# Klowdtv shutting down its service



## BLMN (Sep 6, 2011)

Just got this email from them:


It is with much regret that we inform you that we are permanently closing our doors. Effective immediately we will no longer be providing our service on KlowdTV.com or through any of our apps. 

Unfortunately, due to current market conditions we have been unable to raise the required capital to continue operating and expanding the platform. Our model, which promoted viewer choice and flexibility, was groundbreaking in the industry. Our small team has appreciated every subscriber and your encouragement about what we were building. We apologize for the short notice, and for failing to keep the platform going. 

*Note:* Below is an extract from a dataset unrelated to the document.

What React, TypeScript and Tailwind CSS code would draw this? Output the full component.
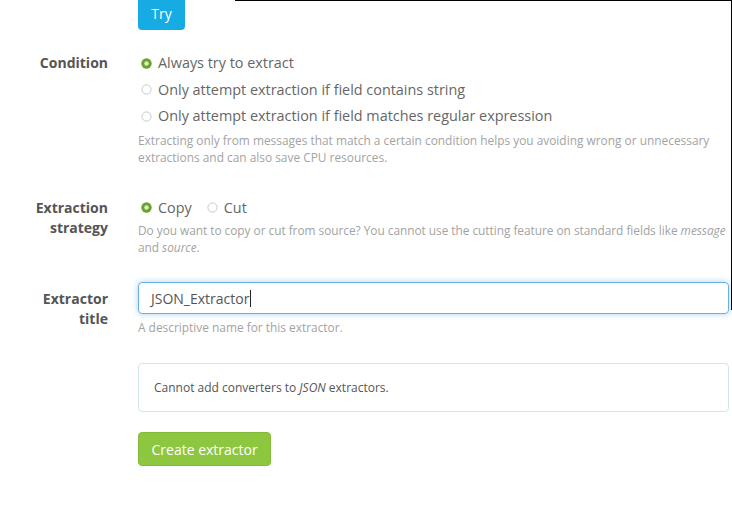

If you would like a pro-rated refund for any paid subscription please email us at [email protected] within the next 72 hours. All accounts have cancelled effective immediately, and you will not be billed again. Accounts previously cancelled will remain as such. 

Again, our apologies for the service interruption. We truly appreciate your support and understanding.

All the best,
The KlowdTV Team



Copyright © 2016 KlowdTV, All rights reserved. 
Signed up on klowdTV.
----------------------------

I wasn't an active subscriber but I used it for a week to try GOLTV in HD and it was pretty decent, so as their prices. One less option out there now.




Sent from my iPhone using DBSTalk


----------



## Soccernut (Jan 20, 2004)

I used it on a regular basis, was a great value. Will miss it.


----------



## Soccernut (Jan 20, 2004)

It's been back for a while with a lot less channels and some technical issues, GolTV HD is sometimes unwatchable


----------